A main reason is that when it comes to defense, poor defensive possessions stick out more than good ones. So Robinson or Herro getting picked on in isolation may immediately jump off the screen, but their positioning on the weak-side on the play before isn’t mentioned once.

I bring this up because that’s been the case with the Heat’s soft switching so far. It’s 100% problematic many nights when the opposing team has talented perimeter players who can pick out mismatches, meaning Lowry, Robinson, or Herro is fighting for their hypothetical life down on the block against 7 foot monsters.

It’s also why they allow so many threes, since the soft switch basically gives ball-handlers a half-second to pull when a screen comes, or allows a screener to slip to cause mayhem defensively. And when teams capitalize like the Wizards did in Miami’s loss, it just plainly stands out.

There are solutions to anything that is thrown at you at the NBA level, but it’s why Spo has so many things up his sleeve. Guys like Gabe Vincent and Caleb Martin have played their roles even better than originally expected, just due to the defensive strategy based around them.

A 2-2-1 press backed into a 2-3 zone has been the cure for fast offensive teams many nights. But what do you think gets discussed more, those adjustments or the soft switching?

Like I said before, they’re definitely going to have to tweak it slightly though, just because this is a team that won’t fully die-out on screens and can handle most individual match-ups. PJ Tucker can essentially guard 1 through 5, Butler’s playing some of the best weak-side defense of his career, and Adebayo is still up there for DPOY.

The point is that this team has been a major defensive force in this early span of games, and more flaws have been recognized than strengths. That’s the formula for a team with true elite defensive potential.
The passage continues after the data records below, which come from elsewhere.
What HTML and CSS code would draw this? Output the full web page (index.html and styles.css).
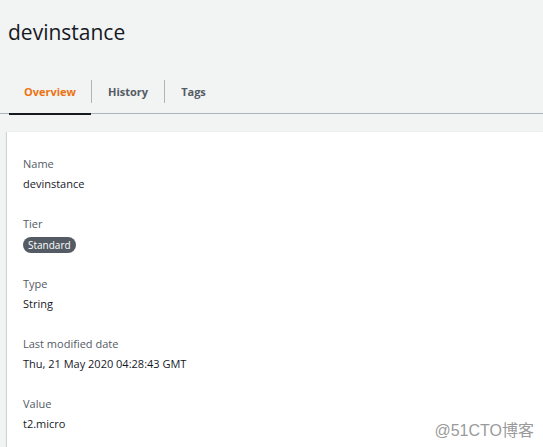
FILE: index.html
```html
<!DOCTYPE html>
<html lang="en">
<head>
<meta charset="utf-8">
<title>devinstance</title>
<link rel="stylesheet" href="styles.css">
</head>
<body>
<div class="page">
  <h1 class="title">devinstance</h1>
  <nav class="tabs">
    <div class="tab active">Overview</div>
    <div class="sep"></div>
    <div class="tab">History</div>
    <div class="sep"></div>
    <div class="tab">Tags</div>
  </nav>
  <section class="card">
    <div class="field">
      <div class="label">Name</div>
      <div class="value">devinstance</div>
    </div>
    <div class="field">
      <div class="label">Tier</div>
      <div class="value"><span class="badge">Standard</span></div>
    </div>
    <div class="field">
      <div class="label">Type</div>
      <div class="value">String</div>
    </div>
    <div class="field">
      <div class="label">Last modified date</div>
      <div class="value">Thu, 21 May 2020 04:28:43 GMT</div>
    </div>
    <div class="field">
      <div class="label">Value</div>
      <div class="value">t2.micro</div>
    </div>
  </section>
  <div class="watermark">@51CTO博客</div>
</div>
</body>
</html>
```

FILE: styles.css
```css
html, body {
  margin: 0;
  padding: 0;
  background: #f2f3f3;
  font-family: "Open Sans", "Noto Sans", sans-serif;
  color: #16191f;
}
.page {
  position: relative;
  width: 543px;
  height: 447px;
  overflow: hidden;
}
.title {
  margin: 0;
  padding: 18px 0 0 8px;
  height: 52px;
  box-sizing: border-box;
  font-size: 21px;
  font-weight: 400;
  line-height: 28px;
  color: #16191f;
}
.tabs {
  display: flex;
  align-items: center;
  margin-top: 18px;
  height: 44px;
  border-bottom: 1px solid #aab7b8;
  box-sizing: border-box;
}
.tab {
  height: 44px;
  box-sizing: border-box;
  display: flex;
  align-items: center;
  font-size: 11px;
  font-weight: 700;
  color: #545b64;
  padding: 0 16px;
}
.tab.active {
  color: #ec7211;
  margin-left: 9px;
  padding: 0 15px;
  border-bottom: 2px solid #16191f;
  margin-bottom: -1px;
  height: 45px;
  padding-top: 1px;
}
.sep {
  width: 1px;
  height: 23px;
  background: #aab7b8;
}
.card {
  margin: 18px 0 0 7px;
  background: #ffffff;
  box-shadow: 0 1px 1px 0 rgba(0, 28, 36, 0.2), -1px 0 1px 0 rgba(0, 28, 36, 0.12);
  padding: 22px 16px 0 16px;
  height: 400px;
}
.field {
  margin-bottom: 20px;
}
.label {
  font-size: 11px;
  line-height: 20px;
  color: #545b64;
}
.value {
  font-size: 11px;
  line-height: 20px;
  color: #16191f;
}
.badge {
  display: inline-block;
  background: #545b64;
  color: #ffffff;
  border-radius: 8px;
  padding: 0 5px;
  font-size: 10px;
  line-height: 16px;
  vertical-align: middle;
}
.watermark {
  position: absolute;
  right: 7px;
  bottom: 6px;
  font-family: "Liberation Sans", "Noto Sans CJK SC", sans-serif;
  font-size: 16px;
  color: #9a9a9a;
  background: rgba(255, 255, 255, 0.8);
  padding: 0 2px;
}
```
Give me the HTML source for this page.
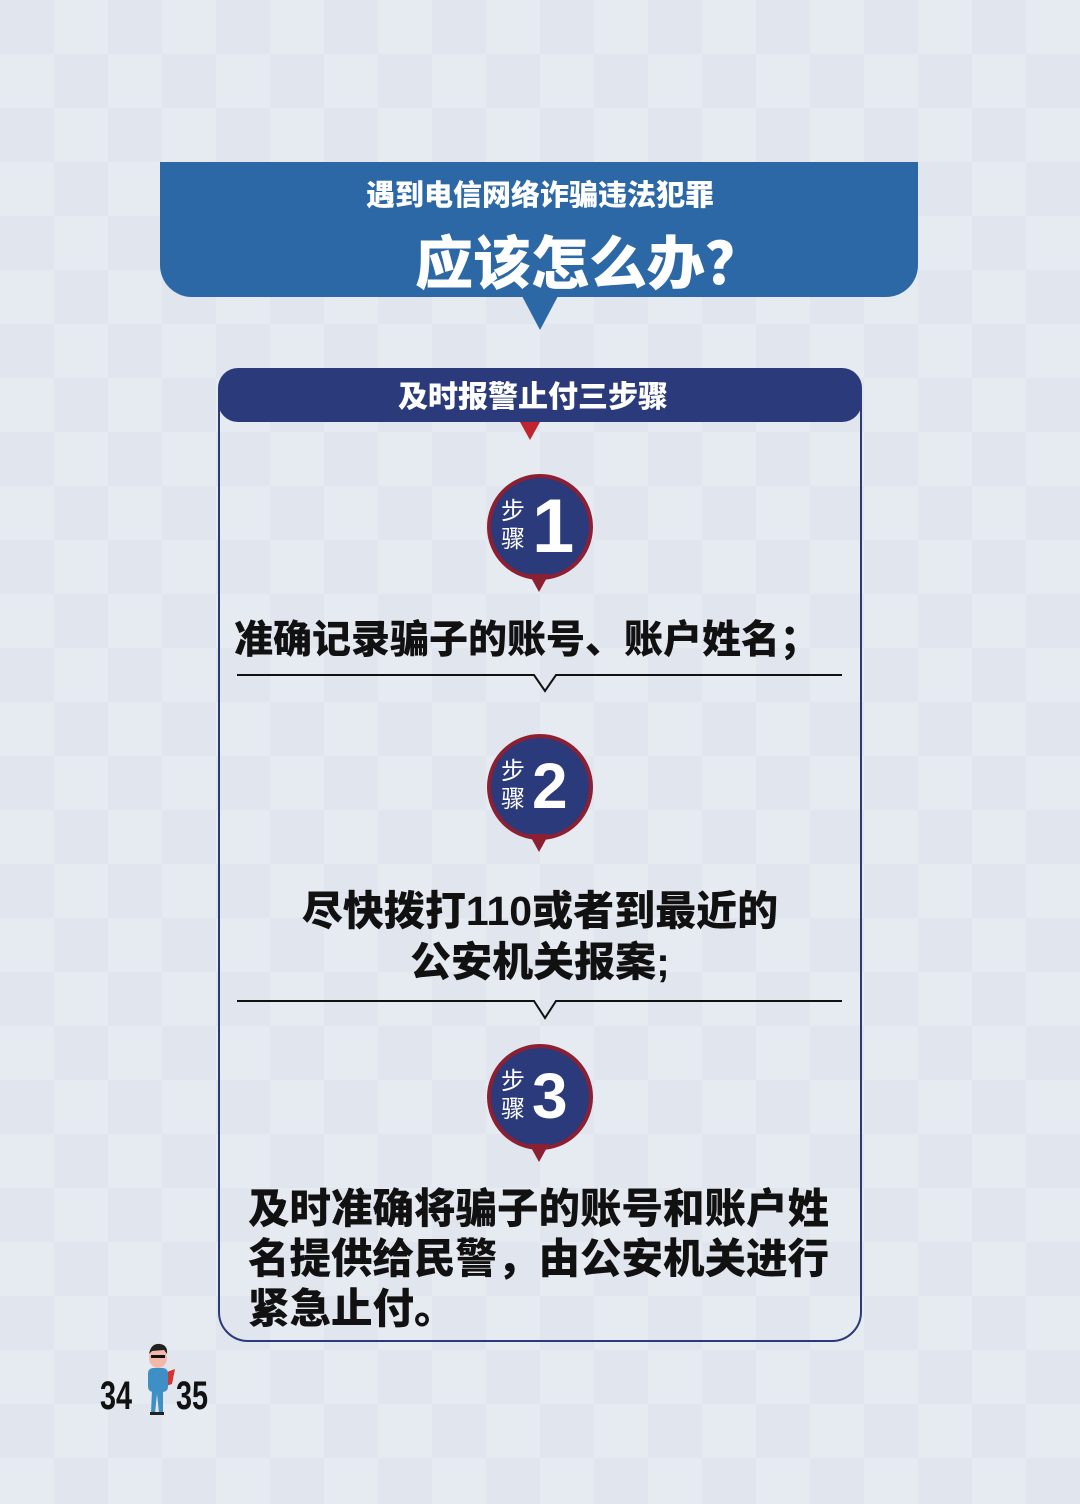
<!DOCTYPE html><html><head><meta charset="utf-8"><style>
body{margin:0;width:1080px;height:1504px;position:relative;overflow:hidden;font-family:"Liberation Sans","Noto Sans CJK SC",sans-serif;
background-color:#e1e5ee;background-image:linear-gradient(45deg,rgba(255,255,255,.18) 25%,transparent 25%,transparent 75%,rgba(255,255,255,.18) 75%),linear-gradient(45deg,rgba(255,255,255,.18) 25%,transparent 25%,transparent 75%,rgba(255,255,255,.18) 75%);background-size:108px 108px;background-position:0 0,54px 54px;}
.a{position:absolute}
.t{font-weight:900;color:#111;white-space:nowrap}
</style></head><body>
<div class="a" style="left:160px;top:162px;width:758px;height:135px;background:#2b68a5;border-radius:0 0 32px 32px"></div>
<div class="a" style="left:522px;top:296px;width:0;height:0;border-left:18px solid transparent;border-right:18px solid transparent;border-top:34px solid #2b68a5"></div>
<div class="a t" style="left:0;width:1080px;top:176px;text-align:center;color:#fff;font-size:29px;line-height:40px">遇到电信网络诈骗违法犯罪</div>
<div class="a t" style="left:415px;top:228px;color:#fff;font-size:58px;line-height:74px">应该怎么办？</div>
<div class="a" style="left:218px;top:370px;width:640px;height:968px;border:2px solid #2b3a7a;border-radius:30px"></div>
<div class="a" style="left:218px;top:368px;width:644px;height:54px;background:#2b3a7a;border-radius:20px"></div>
<div class="a t" style="left:0;width:1066px;top:378px;text-align:center;color:#fff;font-size:30px;line-height:40px">及时报警止付三步骤</div>
<div class="a" style="left:520px;top:422px;border-left:10px solid transparent;border-right:10px solid transparent;border-top:18px solid #c0242f"></div>

<div class="a" style="left:487px;top:474px;width:98px;height:98px;border-radius:50%;background:#2b3a7a;border:4px solid #8d1f33"></div>
<div class="a" style="left:529px;top:574px;border-left:10px solid transparent;border-right:10px solid transparent;border-top:18px solid #8d1f33"></div>
<div class="a" style="left:501px;top:498px;color:#fff;font-size:24px;line-height:28px">步<br>骤</div>
<div class="a" style="left:532px;top:484px;color:#fff;font-size:76px;font-weight:bold;line-height:86px">1</div>

<div class="a" style="left:487px;top:734px;width:98px;height:98px;border-radius:50%;background:#2b3a7a;border:4px solid #8d1f33"></div>
<div class="a" style="left:529px;top:834px;border-left:10px solid transparent;border-right:10px solid transparent;border-top:18px solid #8d1f33"></div>
<div class="a" style="left:501px;top:758px;color:#fff;font-size:24px;line-height:28px">步<br>骤</div>
<div class="a" style="left:532px;top:746px;color:#fff;font-size:64px;font-weight:bold;line-height:80px">2</div>

<div class="a" style="left:487px;top:1044px;width:98px;height:98px;border-radius:50%;background:#2b3a7a;border:4px solid #8d1f33"></div>
<div class="a" style="left:529px;top:1144px;border-left:10px solid transparent;border-right:10px solid transparent;border-top:18px solid #8d1f33"></div>
<div class="a" style="left:501px;top:1068px;color:#fff;font-size:24px;line-height:28px">步<br>骤</div>
<div class="a" style="left:532px;top:1056px;color:#fff;font-size:64px;font-weight:bold;line-height:80px">3</div>

<div class="a t" style="left:234px;top:616px;font-size:39px;line-height:50px">准确记录骗子的账号、账户姓名；</div>
<svg class="a" style="left:0;top:0" width="1080" height="1504"><g fill="none" stroke="#111" stroke-width="2">
<polyline points="237,675 534,675 545,691 556,675 842,675"/>
<polyline points="237,1001 534,1001 545,1018 556,1001 842,1001"/></g></svg>
<div class="a t" style="left:0;width:1080px;text-align:center;top:886px;font-size:41px;line-height:51px">尽快拨打110或者到最近的<br>公安机关报案;</div>
<div class="a t" style="left:248px;top:1184px;font-size:41.5px;line-height:50px">及时准确将骗子的账号和账户姓<br>名提供给民警，由公安机关进行<br>紧急止付。</div>

<div class="a" style="left:100px;top:1374px;font-size:40px;font-weight:bold;color:#111;transform:scaleX(.72);transform-origin:left">34</div>
<div class="a" style="left:176px;top:1374px;font-size:40px;font-weight:bold;color:#111;transform:scaleX(.72);transform-origin:left">35</div>
<svg class="a" style="left:138px;top:1338px" width="40" height="80">
<path d="M29 34 L37 31 L34 46 L28 48Z" fill="#d8322f"/>
<rect x="10" y="30" width="20" height="24" rx="5" fill="#3f8fc7"/>
<path d="M14 52 L13 75 L17 75 L19 56 L21 75 L25 75 L25 52Z" fill="#3f8fc7"/>
<rect x="12" y="74" width="14" height="3" fill="#222"/>
<ellipse cx="20" cy="20" rx="9" ry="10" fill="#f2b8a8"/>
<path d="M11 16 Q13 5 22 6 Q30 7 29 16 L26 12 L14 13Z" fill="#222"/>
<rect x="13" y="17" width="14" height="3" fill="#111"/>
</svg>
</body></html>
PJ Tucker’s short roll and corner worries shifting the offense

Herro has exceeded expectations for sure, but not to the level that PJ Tucker has to kick off the season. Usually young players are the only ones that can truly shift a pre-season projection, but Tucker has taken that to another level.

We know who he is as a player. A major defensive threat, which as I said, can defend positions 1-5. He plays bigger than his 6 foot 5 height, mostly through rebounding by becoming one of the best box-out guys in the league. But with all that said, the reason the number on his deal was a bit slimmer than you’d expect is due to the offensive limitations.

But those have quickly vanished.

After shooting 32% on catch and shoot threes last season, it has spiked to 45% to begin the year.

As I stated earlier, he has essentially leveled off the poor shooting of Miami’s starting back-court, which was in no way an expectation coming in. The thing about that though is it’s not just about that high percentage or the number of attempts he’s putting up.

But it’s actually the pull he currently has on defenses. When you’re best players thrive off open lane drives, and isolation frequency rises, you need that corner defender to think twice before going for the tag. And that has been the case many plays up to this point.

He’s also making them pay in a totally off the wall position of the floor on the offensive end: a roll and float. Running hand-offs and setting screens is no surprise in his role with the way Coach Spoelstra describes him as one of the league’s best screeners, but it’s what comes next.

Two flash to Robinson, he hits Tucker in the pocket, and you worry about what comes next. Do you want a limited power forward running the 4 on 3 on the back-side? Well, now you do.

Tucker gets to the middle of the floor, rises with two feet off the floor, and flicks up a right handed floater. Bucket.

That’s become his staple, and it’s gotten Miami out of a bunch of sticky situations. A 36 year old veteran should not be adding to his bag in this way, but he truly has in this not-so-similar role around this stable group.

Exceeding expectations is one thing. But taking over games in more than just the rebounding column or defensive metrics is another.